Они проговорили до поздней ночи. Оба рады были новой дружбе. Да, именно дружбе, зародившейся и окрепшей во время этого разговора. Одоевский много рассказывал о себе, вернее — о своих товарищах, а это были Рылеев, братья Бестужевы, Кюхельбекер, Грибоедов... Он был самый молодой из них. И самый пылкий. Вместе со многими декабристами он считал себя «солдатом Рылеева». Самым близким другом Одоевского стал в это же время Грибоедов, скептически относившийся к известным ему планам переворота в России. Грибоедов даже переехал жить к Одоевскому после наводнения 7 ноября 1824 года, разрушившего его жилье. В квартире Одоевского на углу Почтамтской улицы и Исаакиевской площади они жили одной семьей. Здесь от Грибоедова не таились в своих разговорах приходившие к Одоевскому, члену Северного общества, декабристы. Грибоедов давал им переписывать «Горе от ума», о цензурном разрешении которого он как раз в это время хлопотал... В какое неистовство пришел Грибоедов, когда понял, что комедия не попадет на сцену! Он разорвал на клочки не только отдававшийся в цензуру список пьесы, но и то, что попалось ему в эту минуту из написанного его рукой.

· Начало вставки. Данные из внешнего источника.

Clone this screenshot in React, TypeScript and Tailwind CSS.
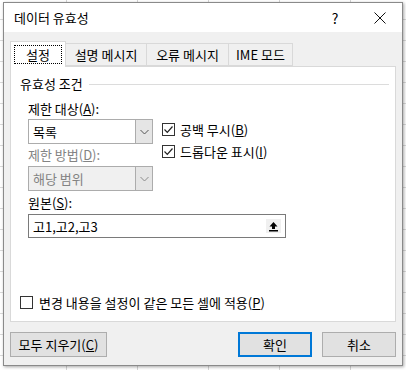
import React from "react";

const font = { fontFamily: '"Noto Sans CJK KR", "Noto Sans", sans-serif' };

function Check({ checked }: { checked: boolean }) {
  return (
    <div className="w-[13px] h-[13px] border border-[#333333] bg-white flex items-center justify-center shrink-0">
      {checked && (
        <svg width="11" height="11" viewBox="0 0 11 11">
          <path d="M1.5 5.5 L4.3 8.3 L9.5 2.5" fill="none" stroke="#222" strokeWidth="1.2" />
        </svg>
      )}
    </div>
  );
}

function Chevron({ color }: { color: string }) {
  return (
    <svg width="9" height="6" viewBox="0 0 9 6">
      <path d="M0.5 1 L4.5 5 L8.5 1" fill="none" stroke={color} strokeWidth="1" />
    </svg>
  );
}

function Select({ value, disabled }: { value: string; disabled?: boolean }) {
  return (
    <div
      className={`w-[125px] h-[25px] flex border border-[#acacac] ${disabled ? "bg-[#f0f0f0]" : "bg-white"}`}
    >
      <div className={`flex-1 flex items-center pl-[4px] ${disabled ? "text-[#838383]" : "text-black"}`}>{value}</div>
      <div className="w-[17px] flex items-center justify-center bg-[#e5e5e5] border-l border-[#acacac]">
        <Chevron color={disabled ? "#8a8a8a" : "#555"} />
      </div>
    </div>
  );
}

export default function App() {
  return (
    <div
      className="w-[406px] h-[370px] bg-white pl-[3px] pt-[2px] bg-[linear-gradient(90deg,transparent_70px,#d4d4d4_70px,#d4d4d4_71px,transparent_71px),linear-gradient(180deg,transparent_20px,#dadada_20px,#dadada_21px,transparent_21px)] bg-[length:71px_21px] bg-[position:-4px_-1px]"
      style={font}
    >
      <div className="w-[400px] h-[364px] border border-[#8a8a8a] bg-[#f0f0f0] flex flex-col text-[13px] leading-none text-black shadow-[1px_1px_3px_rgba(0,0,0,0.35)]">
        {/* Title bar */}
        <div className="h-[29px] bg-white flex items-center shrink-0">
          <div className="pl-[10px] flex-1">데이터 유효성</div>
          <div className="w-[20px] text-center text-[14px] mr-[28px]">?</div>
          <div className="w-[14px] mr-[15px] flex items-center justify-center">
            <svg width="12" height="12" viewBox="0 0 12 12">
              <path d="M0.5 0.5 L11.5 11.5 M11.5 0.5 L0.5 11.5" stroke="#111" strokeWidth="1" />
            </svg>
          </div>
        </div>

        {/* Body */}
        <div className="flex-1 flex flex-col px-[6px] pt-[9px]">
          {/* Tabs */}
          <div className="flex items-end h-[25px] relative z-10">
            <div className="w-[56px] h-[26px] bg-white border border-[#d9d9d9] border-b-0 flex items-center justify-center mb-[-1px]">
              <div className="border border-dotted border-black px-[11px] h-[19px] flex items-center">설정</div>
            </div>
            <div className="w-[81px] h-[23px] border border-[#d9d9d9] border-l-0 flex items-center justify-center">설명 메시지</div>
            <div className="w-[82px] h-[23px] border border-[#d9d9d9] border-l-0 flex items-center justify-center">오류 메시지</div>
            <div className="w-[64px] h-[23px] border border-[#d9d9d9] border-l-0 flex items-center justify-center">IME 모드</div>
          </div>

          {/* Panel */}
          <div className="h-[256px] bg-white border border-[#d9d9d9] flex flex-col pl-[9px] pr-[6px] pt-[10px]">
            <div className="flex items-center gap-[6px]">
              <span>유효성 조건</span>
              <div className="flex-1 h-px bg-[#dcdcdc] mt-[1px]"></div>
            </div>
            <div className="pl-[8px] pt-[12px] flex flex-col">
              <div>
                제한 대상(<span className="underline">A</span>):
              </div>
              <div className="flex mt-[4px] items-start">
                <div className="flex flex-col">
                  <Select value="목록" />
                  <div className="text-[#838383] mt-[4px]">
                    제한 방법(<span className="underline">D</span>):
                  </div>
                  <div className="mt-[5px]">
                    <Select value="해당 범위" disabled />
                  </div>
                </div>
                <div className="ml-[9px] flex flex-col gap-[9px] pt-[4px]">
                  <div className="flex items-center gap-[5px]">
                    <Check checked />
                    <span>
                      공백 무시(<span className="underline">B</span>)
                    </span>
                  </div>
                  <div className="flex items-center gap-[5px]">
                    <Check checked />
                    <span>
                      드롭다운 표시(<span className="underline">I</span>)
                    </span>
                  </div>
                </div>
              </div>
              <div className="mt-[5px]">
                원본(<span className="underline">S</span>):
              </div>
              <div className="mt-[5px] w-[258px] h-[24px] border border-[#7a7a7a] bg-white flex items-center pl-[4px] pr-[3px]">
                <span className="flex-1">고1,고2,고3</span>
                <div className="w-[17px] h-[16px] bg-[#f0f0f0] border border-white flex items-center justify-center">
                  <svg width="11" height="11" viewBox="0 0 11 11">
                    <path d="M5.5 1 L9.5 5.5 L7 5.5 L7 8 L4 8 L4 5.5 L1.5 5.5 Z" fill="#000" />
                    <rect x="1" y="9" width="9" height="1.5" fill="#000" />
                  </svg>
                </div>
              </div>
            </div>
            <div className="flex-1"></div>
            <div className="flex items-center gap-[6px] pb-[12px]">
              <Check checked={false} />
              <span>
                변경 내용을 설정이 같은 모든 셀에 적용(<span className="underline">P</span>)
              </span>
            </div>
          </div>

          {/* Buttons */}
          <div className="flex mt-[10px]">
            <div className="w-[97px] h-[25px] bg-[#e1e1e1] border border-[#adadad] flex items-center justify-center">
              모두 지우기(<span className="underline">C</span>)
            </div>
            <div className="flex-1"></div>
            <div className="w-[74px] h-[25px] bg-[#e1e1e1] border-2 border-[#0078d7] flex items-center justify-center">확인</div>
            <div className="w-[74px] h-[25px] ml-[10px] bg-[#e1e1e1] border border-[#adadad] flex items-center justify-center">취소</div>
          </div>
        </div>
      </div>
    </div>
  );
}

— Он звал меня братом, — рассказывал Одоевский. — Не хотел расставаться со мной и уговаривал ехать с ним в Персию. На каторге до меня доходили слухи, что он за меня хлопочет... Потом я узнал, что он просил обо мне государя, Паскевича. «Бедный друг и брат! Зачем ты так несчастлив!» — писал он мне. Он призывал меня в этом письме к «внутренней жизни, нравственной и высокой, независимой от внешней» и прислал целую библиотеку хороших книг. Ах, как нам это было нужно! Мы устроили свой университет и читали друг другу лекции. В Читинском остроге узнал я о смерти Грибоедова в Тегеране... Ты знаешь, я так счастлив, что еду в Грузию! Это Бог помог мне... Мне ничего там не нужно, кроме могилы друга и брата моего в Тифлисе... Я тебе прочту, что я написал тогда в Чите. Слушай:
Где он? Кого о нем спросить? Где дух? Где прах?.. В краю далеком! О, дайте горьких слез потоком Его могилу оросить...— Я не верил тогда, что это может сбыться, — говорил Одоевский. — А теперь... Теперь мы с тобой, Миша (позволь мне тебя называть так), проедем по его следам, поклонимся его могиле и, может быть, увидим его вдову. У нас будет на пути много времени, и я тебе еще порасскажу о нем... Он ведь не только поэт, он умнейшая голова! Мудрый человек! Ему бы государством управлять... Да, да! Я тебе и это докажу, пока будем плестись по горам.
Они едут вдоль Терека, все выше и выше поднимаясь над ним в гору. Гремит тележка, сзади которой шагают привязанными две верховые лошади... На козлах кучер и проводник. После станции Балта Лермонтов достал альбом и, остановившись посреди широкого здесь ущелья, зарисовал Терек, осетинскую мельницу на нем, арбу, запряженную двумя быками, скалы и горы. Вольготно расположившись в тележке на сене или идя пешком, друзья не прекращали своей беседы. Каждый из них, как бы истомясь жаждой, припал к чистому источнику. Еще шесть верст великолепной дороги в скалах, станция Ларс, и — вот оно, Дарьяльское ущелье! Узкая, с первого взгляда потрясающая трещина в гигантских темных скалах. Шоссе вьется по узкому каменному карнизу, переходя сразу за станцией через Чертов мост на правую сторону. Далеко внизу, ворочая и катя камни, с грохотом несется Терек — ряд ревущих водопадов. Шум такой, что не слышно голоса, нужно кричать в самое ухо. Одни камни. Мертвое царство, нигде ни травинки... Внизу полоса буйной пены, вверху — полоса неба... На третьей версте, против расположенного у самой дороги Дарьяльского укрепления, — полуразрушенная башня, остаток крепости, о которой упоминает Пушкин в «Путешествии в Арзрум», — она стоит на неприступной гранитной скале. Одоевский и Лермонтов шли пешком. Облако накрыло ущелье, стало еще мрачнее. Нет, это не облако, это крылья Демона... Вот жилище, единственно достойное его! Поднявшись на угловую башню Дарьяльского укрепления, Лермонтов нарисовал и башню «царицы Дарьи» и Терек, — только отсюда их можно видеть одновременно.